Instructions for the task
Locate every line in the records below that contains the word "React", and copy each one.

Material to process

───

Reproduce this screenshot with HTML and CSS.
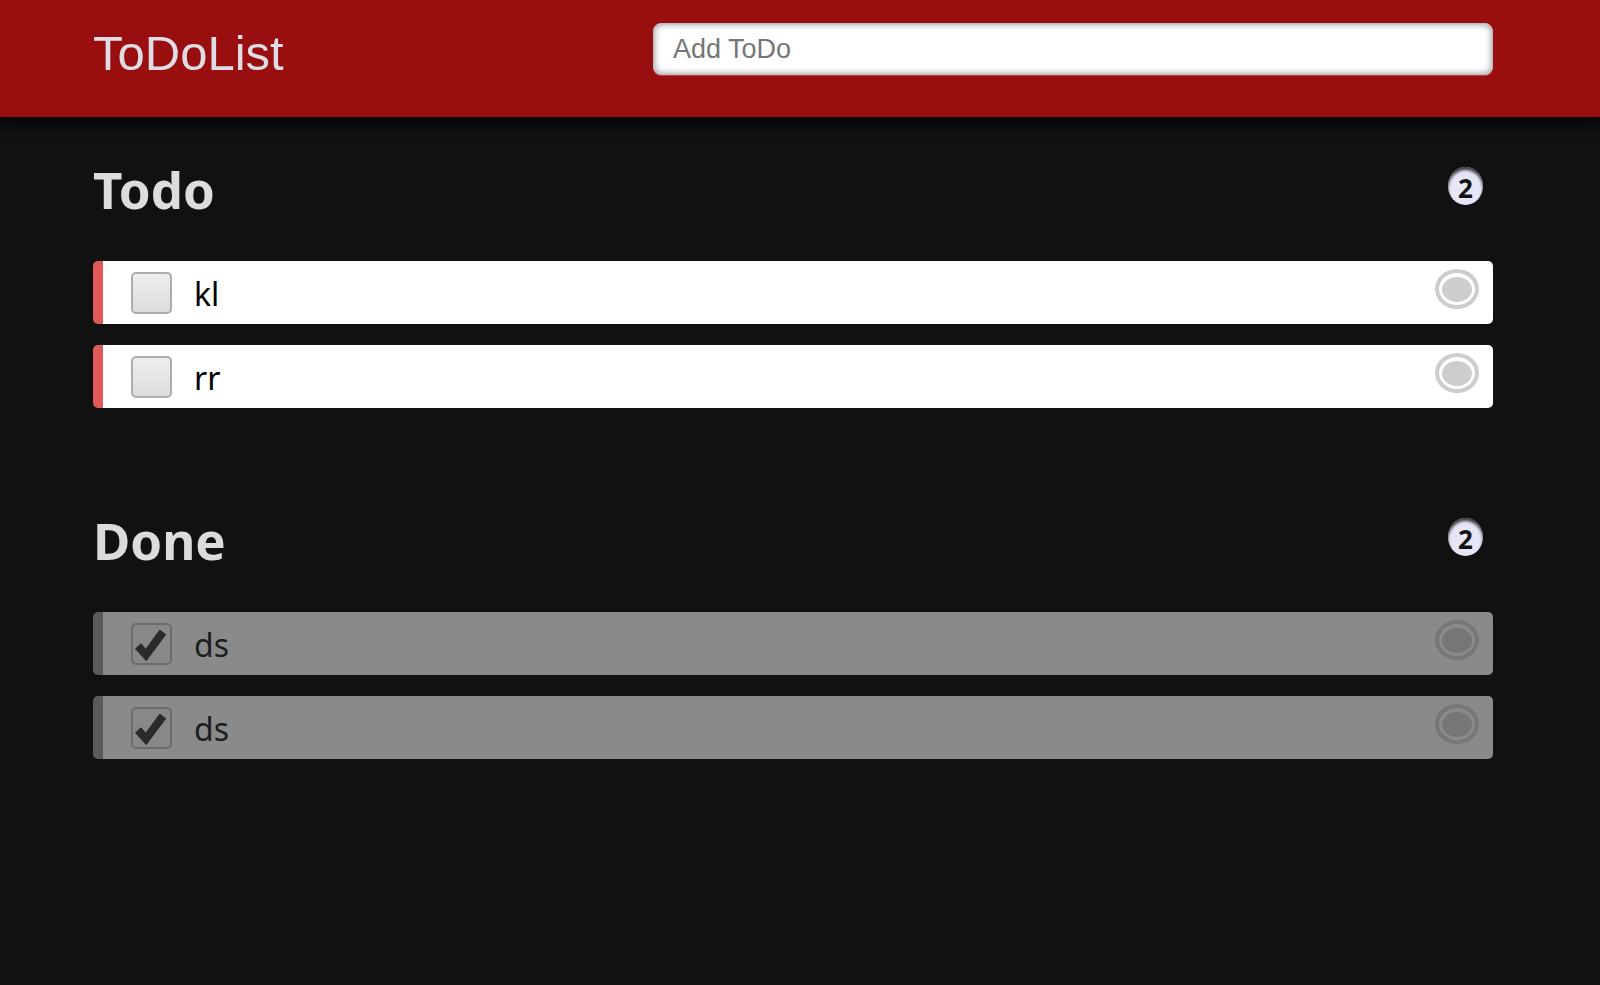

───

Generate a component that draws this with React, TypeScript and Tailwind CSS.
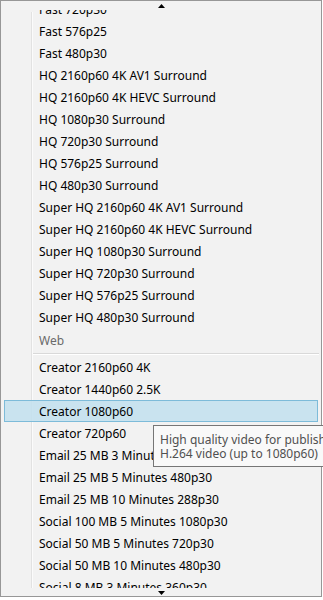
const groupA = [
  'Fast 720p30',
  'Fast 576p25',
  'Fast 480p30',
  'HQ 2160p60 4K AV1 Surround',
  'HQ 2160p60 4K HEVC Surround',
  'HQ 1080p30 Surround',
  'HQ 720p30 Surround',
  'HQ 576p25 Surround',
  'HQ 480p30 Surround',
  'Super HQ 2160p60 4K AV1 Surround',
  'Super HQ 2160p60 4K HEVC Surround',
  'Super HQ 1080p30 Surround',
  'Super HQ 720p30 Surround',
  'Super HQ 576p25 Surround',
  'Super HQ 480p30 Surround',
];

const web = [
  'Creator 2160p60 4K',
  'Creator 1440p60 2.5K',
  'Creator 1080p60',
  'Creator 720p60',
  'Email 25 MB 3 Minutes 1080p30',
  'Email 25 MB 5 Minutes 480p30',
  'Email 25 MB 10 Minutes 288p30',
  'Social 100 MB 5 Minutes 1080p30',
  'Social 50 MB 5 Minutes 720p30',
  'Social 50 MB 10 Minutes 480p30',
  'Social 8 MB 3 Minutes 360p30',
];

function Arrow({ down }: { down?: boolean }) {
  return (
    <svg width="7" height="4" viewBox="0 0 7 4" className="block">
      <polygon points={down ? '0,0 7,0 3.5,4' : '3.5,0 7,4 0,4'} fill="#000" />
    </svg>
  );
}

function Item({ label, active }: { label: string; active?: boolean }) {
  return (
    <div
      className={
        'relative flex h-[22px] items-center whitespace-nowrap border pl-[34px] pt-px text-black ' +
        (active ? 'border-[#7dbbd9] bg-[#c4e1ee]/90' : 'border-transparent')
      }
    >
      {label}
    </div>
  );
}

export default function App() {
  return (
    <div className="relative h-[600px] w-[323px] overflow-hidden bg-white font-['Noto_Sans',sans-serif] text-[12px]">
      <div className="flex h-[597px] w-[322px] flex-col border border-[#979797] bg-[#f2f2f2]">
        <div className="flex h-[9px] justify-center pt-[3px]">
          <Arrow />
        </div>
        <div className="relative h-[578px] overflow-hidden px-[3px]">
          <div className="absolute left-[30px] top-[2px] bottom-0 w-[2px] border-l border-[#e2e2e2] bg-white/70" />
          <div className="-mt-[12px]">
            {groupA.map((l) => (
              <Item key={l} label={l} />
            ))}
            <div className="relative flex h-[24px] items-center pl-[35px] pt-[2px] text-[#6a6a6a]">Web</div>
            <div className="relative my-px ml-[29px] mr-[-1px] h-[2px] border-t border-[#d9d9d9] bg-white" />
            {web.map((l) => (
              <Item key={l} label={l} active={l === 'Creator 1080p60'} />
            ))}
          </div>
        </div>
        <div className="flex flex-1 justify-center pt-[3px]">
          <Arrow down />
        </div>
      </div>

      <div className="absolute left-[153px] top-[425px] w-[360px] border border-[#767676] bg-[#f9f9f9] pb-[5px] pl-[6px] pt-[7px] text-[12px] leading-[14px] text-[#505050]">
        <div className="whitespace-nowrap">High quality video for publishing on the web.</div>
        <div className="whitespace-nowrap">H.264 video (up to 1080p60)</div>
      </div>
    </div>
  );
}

───

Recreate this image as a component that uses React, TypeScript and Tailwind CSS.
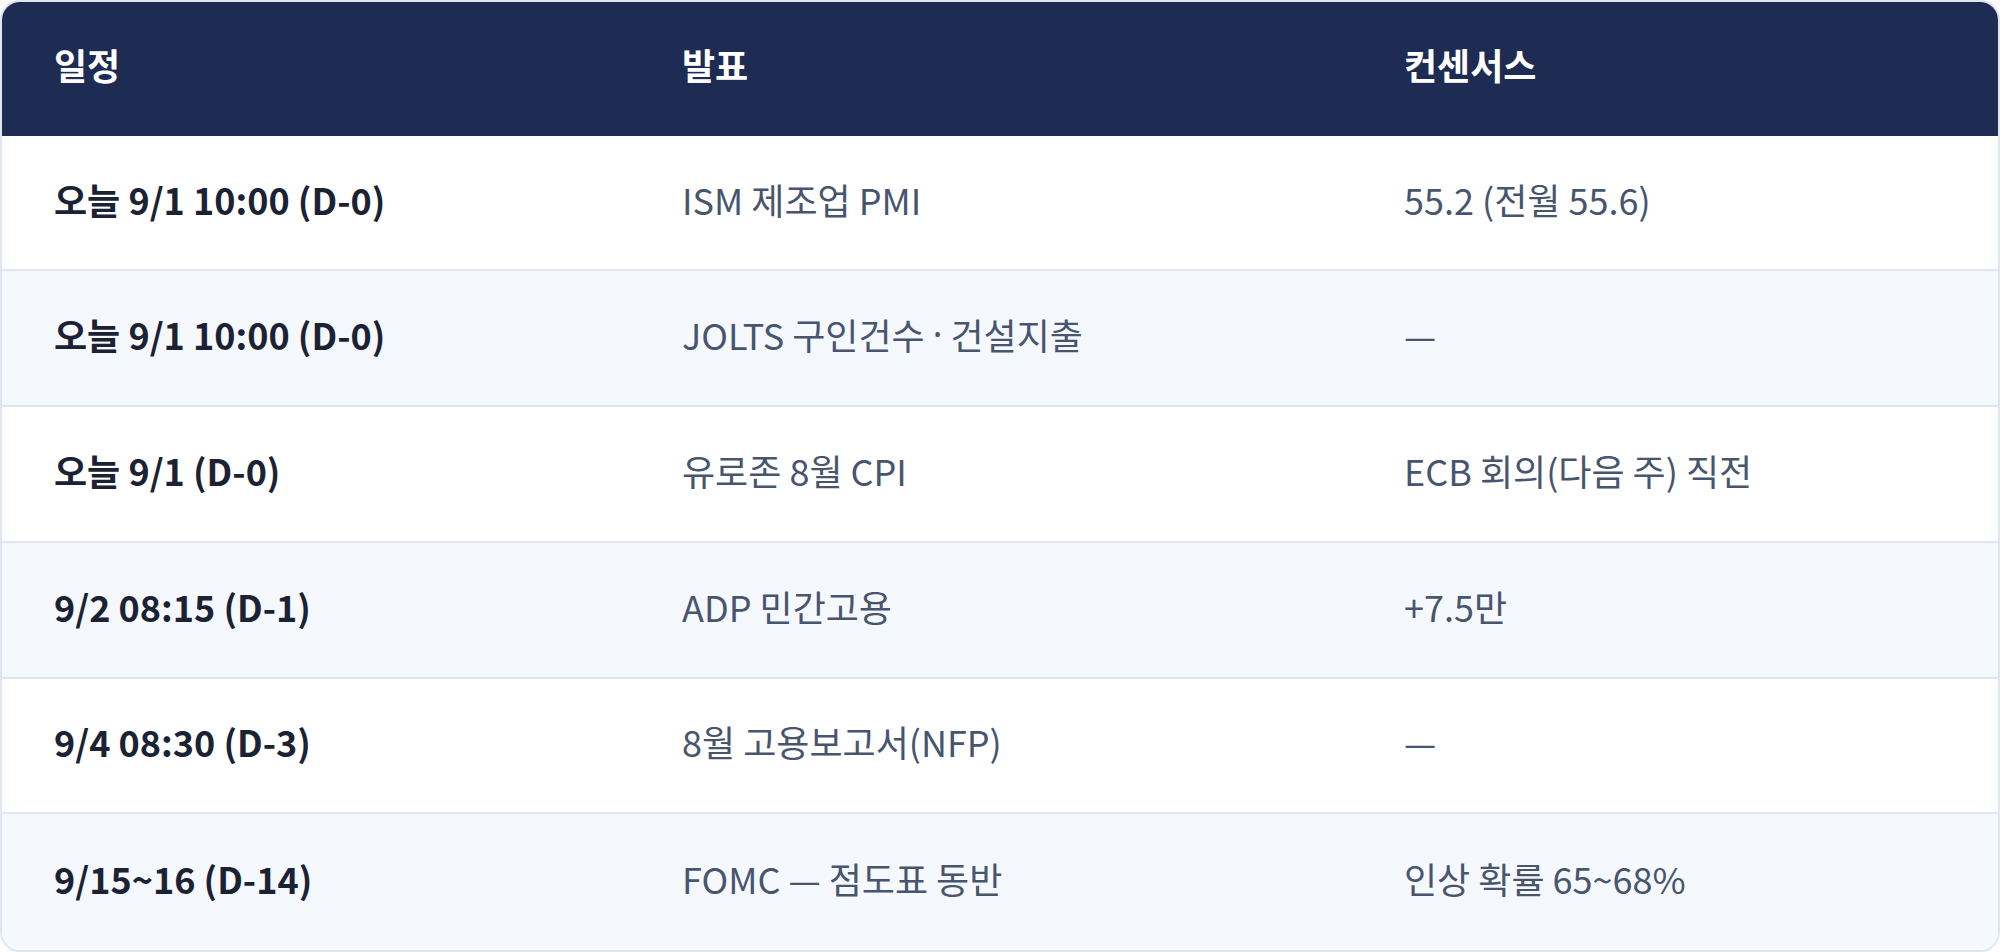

───

Result of this task
Generate a component that draws this with React, TypeScript and Tailwind CSS.
Recreate this image as a component that uses React, TypeScript and Tailwind CSS.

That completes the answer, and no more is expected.